The 44-year-old Navajo Generating Station is scheduled to shut down in December 2019, unless the Navajo Nation can do something about it. (Photo courtesy Amber Brown/SRP)
Navajo Nation officials met with representatives from the Trump administration and the Energy and Interior departments this week to discuss options to save the Navajo Generating Station (NGS) ahead of its slated closure in 2019.
Last year, the plant’s operator, the Salt River Project (SRP), announced plans to shut down the 2,250-megawatt plant near Page, Arizona, at the end of 2019. The closure of the West’s largest coal-fired power plant and its feed mine, Kayenta Mine, threaten the Navajo and Hopi economies. Interior Secretary Ryan Zinke and other officials have previously advocated for keeping the coal-fired plant, co-owned by the federal government, open.
After two investment firms pulled out of purchase deals, the Navajo Transitional Energy Company (NTEC) began considering ownership of the plant and the continued operation of Kayenta Mine. Wholly owned by the Navajo Nation, the for-profit NTEC owns the Navajo Mine and holds a seven-percent ownership interest in the Four Corners Power Plant in northwest New Mexico.

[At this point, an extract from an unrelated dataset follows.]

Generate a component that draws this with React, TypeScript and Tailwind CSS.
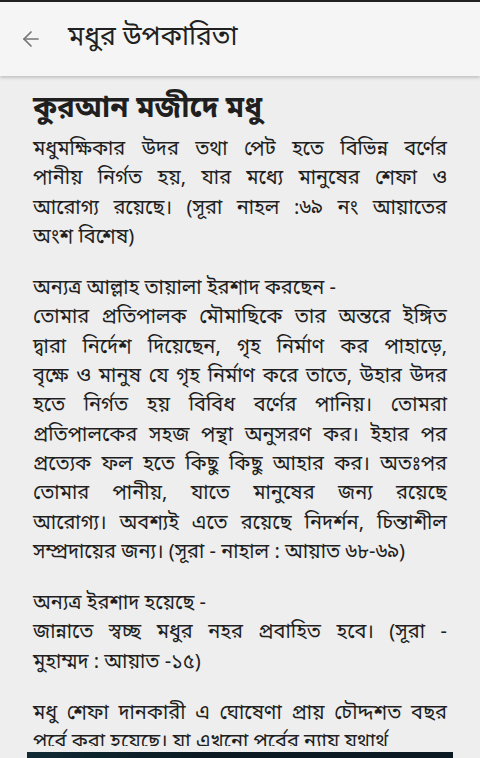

“NTEC is currently working to evaluate all possible avenues to ensure the continued operations of Navajo Generating Station and Kayenta Mine past 2019,” NTEC CEO Clark Moseley previously said in a statement.
“This is a very complex matter with numerous moving pieces and we are examining all potential strategies to meet the goals of the Navajo Nation. I’m very confident that we have a diligent path forward,” Moseley also said, reported NativeNewsOnline.net.
NGS was sanctioned by the U.S. Congress in the late 1960s to provide a stable, long-term power source for the Central Arizona Project (CAP) and to bring jobs and revenues to tribal communities in northern Arizona. (CAP is not legally obligated to purchase electricity from the plant under new ownership, the Congressional Research Service recently found.)
After SRP announced plans to retire the plant 20 years ahead of schedule, roughly a third of the plant’s 500 employees have accepted new jobs with SRP in metro Phoenix. In remote Northern Arizona near the Utah border, few if any immediate job alternatives exist for tribal members. NGS jobs also pay better than any other job option on the Navajo Nation. Many workers will be forced to uproot in search of other employment.
During his last State of the Nation address in October, Navajo Nation President Russell Begaye asked, if NGS shutters in 2019, “how do we prepare for this diminishing of revenue to the Navajo Nation?”
The answer, he said, is the Naat’áanii Development Corp.
Tribal leaders established the holding company in July 2017 to attract manufacturing corporations and promote job creation. Naat’áanii Development Corp. is currently communicating with businesses interested in setting up operations on the Navajo Nation.
According to Begaye’s written report, through Naat’áanii, the tribe intends to eliminate dual taxation for its subsidiaries. The move is drawing the attention of corporations such as Boeing, Airbus, Waste Management and Altree, reported the Farmington Daily Times.
Partnerships with these comes could “easily” replace lost revenue, said Begaye, who will transition out of office in January, when Vice President Jonathan Nez will take over as president.